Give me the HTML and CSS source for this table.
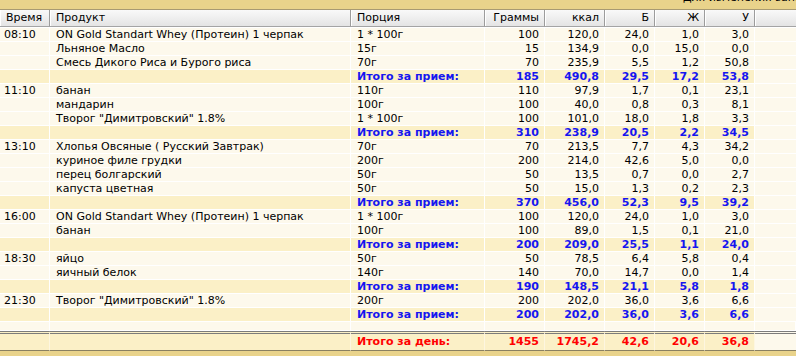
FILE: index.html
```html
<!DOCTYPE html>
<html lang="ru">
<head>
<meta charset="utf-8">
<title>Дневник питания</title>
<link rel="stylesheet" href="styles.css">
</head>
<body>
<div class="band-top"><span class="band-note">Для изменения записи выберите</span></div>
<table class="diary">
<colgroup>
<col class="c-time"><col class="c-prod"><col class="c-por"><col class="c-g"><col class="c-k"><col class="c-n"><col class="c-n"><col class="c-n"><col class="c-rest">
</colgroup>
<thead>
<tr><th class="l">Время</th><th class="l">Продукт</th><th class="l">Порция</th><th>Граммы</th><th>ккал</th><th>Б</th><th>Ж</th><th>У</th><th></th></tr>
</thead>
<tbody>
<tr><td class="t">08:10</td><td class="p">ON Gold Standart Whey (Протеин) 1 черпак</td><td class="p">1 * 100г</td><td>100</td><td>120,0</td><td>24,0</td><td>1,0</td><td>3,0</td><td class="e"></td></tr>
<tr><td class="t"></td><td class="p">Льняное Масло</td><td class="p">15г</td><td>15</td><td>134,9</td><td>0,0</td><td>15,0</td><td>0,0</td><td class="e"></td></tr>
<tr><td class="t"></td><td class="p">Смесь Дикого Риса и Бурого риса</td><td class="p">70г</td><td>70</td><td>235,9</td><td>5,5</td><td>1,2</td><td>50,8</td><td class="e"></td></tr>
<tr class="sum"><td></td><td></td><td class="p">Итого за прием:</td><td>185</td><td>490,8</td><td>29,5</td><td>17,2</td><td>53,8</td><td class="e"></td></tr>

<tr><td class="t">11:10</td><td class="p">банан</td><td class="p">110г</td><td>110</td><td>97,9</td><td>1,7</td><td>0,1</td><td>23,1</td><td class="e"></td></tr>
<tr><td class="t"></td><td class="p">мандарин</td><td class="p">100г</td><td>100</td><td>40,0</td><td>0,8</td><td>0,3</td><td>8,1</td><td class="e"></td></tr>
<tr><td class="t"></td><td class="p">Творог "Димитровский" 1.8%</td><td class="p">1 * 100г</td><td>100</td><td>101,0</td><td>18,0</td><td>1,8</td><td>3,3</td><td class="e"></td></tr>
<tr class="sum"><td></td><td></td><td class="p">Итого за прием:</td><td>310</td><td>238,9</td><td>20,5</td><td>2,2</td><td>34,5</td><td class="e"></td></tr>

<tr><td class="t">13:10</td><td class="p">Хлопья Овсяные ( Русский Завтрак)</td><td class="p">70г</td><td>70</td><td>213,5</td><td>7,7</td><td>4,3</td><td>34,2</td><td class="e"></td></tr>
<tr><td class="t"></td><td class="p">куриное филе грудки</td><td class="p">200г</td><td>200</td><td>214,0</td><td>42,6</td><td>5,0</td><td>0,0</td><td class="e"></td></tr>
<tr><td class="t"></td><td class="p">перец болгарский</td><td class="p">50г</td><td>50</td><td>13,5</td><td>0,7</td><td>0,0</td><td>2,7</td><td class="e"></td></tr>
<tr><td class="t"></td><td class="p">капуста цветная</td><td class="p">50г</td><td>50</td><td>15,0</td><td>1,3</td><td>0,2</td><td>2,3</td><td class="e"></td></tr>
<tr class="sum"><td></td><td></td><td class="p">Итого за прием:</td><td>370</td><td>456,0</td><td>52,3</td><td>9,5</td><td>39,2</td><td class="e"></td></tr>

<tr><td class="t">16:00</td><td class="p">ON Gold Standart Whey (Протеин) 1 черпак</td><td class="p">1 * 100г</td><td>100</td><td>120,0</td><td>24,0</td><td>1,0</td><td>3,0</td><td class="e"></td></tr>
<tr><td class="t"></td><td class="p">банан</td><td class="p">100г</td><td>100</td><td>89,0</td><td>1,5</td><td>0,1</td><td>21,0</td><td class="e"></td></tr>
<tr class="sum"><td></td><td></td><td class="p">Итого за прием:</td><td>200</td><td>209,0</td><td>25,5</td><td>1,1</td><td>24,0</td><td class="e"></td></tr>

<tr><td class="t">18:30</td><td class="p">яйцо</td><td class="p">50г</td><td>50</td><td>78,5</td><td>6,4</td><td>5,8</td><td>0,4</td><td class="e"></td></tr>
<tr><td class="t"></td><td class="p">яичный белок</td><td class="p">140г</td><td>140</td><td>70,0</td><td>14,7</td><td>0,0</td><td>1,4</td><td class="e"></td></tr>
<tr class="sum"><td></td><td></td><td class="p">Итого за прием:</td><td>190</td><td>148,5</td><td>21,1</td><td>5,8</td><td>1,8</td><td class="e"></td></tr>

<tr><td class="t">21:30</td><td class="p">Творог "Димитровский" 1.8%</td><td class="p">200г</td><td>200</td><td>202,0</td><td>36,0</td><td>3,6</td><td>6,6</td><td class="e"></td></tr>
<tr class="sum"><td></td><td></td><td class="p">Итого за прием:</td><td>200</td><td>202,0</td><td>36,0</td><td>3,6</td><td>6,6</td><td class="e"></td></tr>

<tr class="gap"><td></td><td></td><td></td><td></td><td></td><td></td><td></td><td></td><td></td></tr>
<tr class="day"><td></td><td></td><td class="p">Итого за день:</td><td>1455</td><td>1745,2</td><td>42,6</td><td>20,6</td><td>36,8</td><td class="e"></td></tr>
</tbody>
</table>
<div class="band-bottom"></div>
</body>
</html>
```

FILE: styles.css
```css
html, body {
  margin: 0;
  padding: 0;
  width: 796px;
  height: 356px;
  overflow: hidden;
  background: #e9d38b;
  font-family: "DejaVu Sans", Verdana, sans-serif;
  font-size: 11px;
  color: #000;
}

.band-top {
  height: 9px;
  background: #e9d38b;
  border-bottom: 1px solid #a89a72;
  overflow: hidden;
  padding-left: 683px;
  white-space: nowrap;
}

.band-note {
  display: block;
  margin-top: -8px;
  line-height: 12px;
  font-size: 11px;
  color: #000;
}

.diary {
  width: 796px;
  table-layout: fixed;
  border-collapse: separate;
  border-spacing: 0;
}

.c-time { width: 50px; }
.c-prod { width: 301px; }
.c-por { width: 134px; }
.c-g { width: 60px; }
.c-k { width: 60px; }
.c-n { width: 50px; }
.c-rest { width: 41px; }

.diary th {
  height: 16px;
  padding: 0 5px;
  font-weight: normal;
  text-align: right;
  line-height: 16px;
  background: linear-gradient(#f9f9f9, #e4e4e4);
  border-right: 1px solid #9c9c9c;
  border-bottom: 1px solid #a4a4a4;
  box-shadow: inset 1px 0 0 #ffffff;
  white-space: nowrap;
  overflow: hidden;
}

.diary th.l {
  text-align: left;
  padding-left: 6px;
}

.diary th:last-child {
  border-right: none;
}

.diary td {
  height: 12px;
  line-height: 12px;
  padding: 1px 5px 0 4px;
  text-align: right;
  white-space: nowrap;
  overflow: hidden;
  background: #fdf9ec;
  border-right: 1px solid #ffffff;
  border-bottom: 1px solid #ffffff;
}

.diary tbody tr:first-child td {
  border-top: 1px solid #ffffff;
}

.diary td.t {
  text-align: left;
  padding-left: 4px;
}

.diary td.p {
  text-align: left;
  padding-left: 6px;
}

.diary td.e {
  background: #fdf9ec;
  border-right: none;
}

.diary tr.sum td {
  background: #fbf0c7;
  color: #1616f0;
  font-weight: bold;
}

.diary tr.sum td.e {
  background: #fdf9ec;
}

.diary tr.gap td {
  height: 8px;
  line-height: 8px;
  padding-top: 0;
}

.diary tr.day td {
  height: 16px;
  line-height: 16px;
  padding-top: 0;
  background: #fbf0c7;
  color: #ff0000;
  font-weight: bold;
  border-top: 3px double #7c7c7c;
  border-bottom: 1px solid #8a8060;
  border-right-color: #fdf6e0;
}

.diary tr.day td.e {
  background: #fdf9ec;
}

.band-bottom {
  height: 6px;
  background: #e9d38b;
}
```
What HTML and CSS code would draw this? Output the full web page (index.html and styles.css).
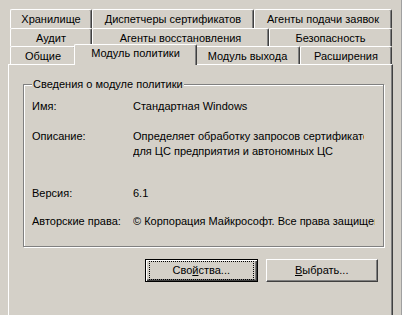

**WHAT YOU ARE ASKED TO DO:** Write out every line from the entries where "this" appears.

**TASK RESPONSE:**
Give me the HTML and CSS source for this table.
What HTML and CSS code would draw this? Output the full web page (index.html and styles.css).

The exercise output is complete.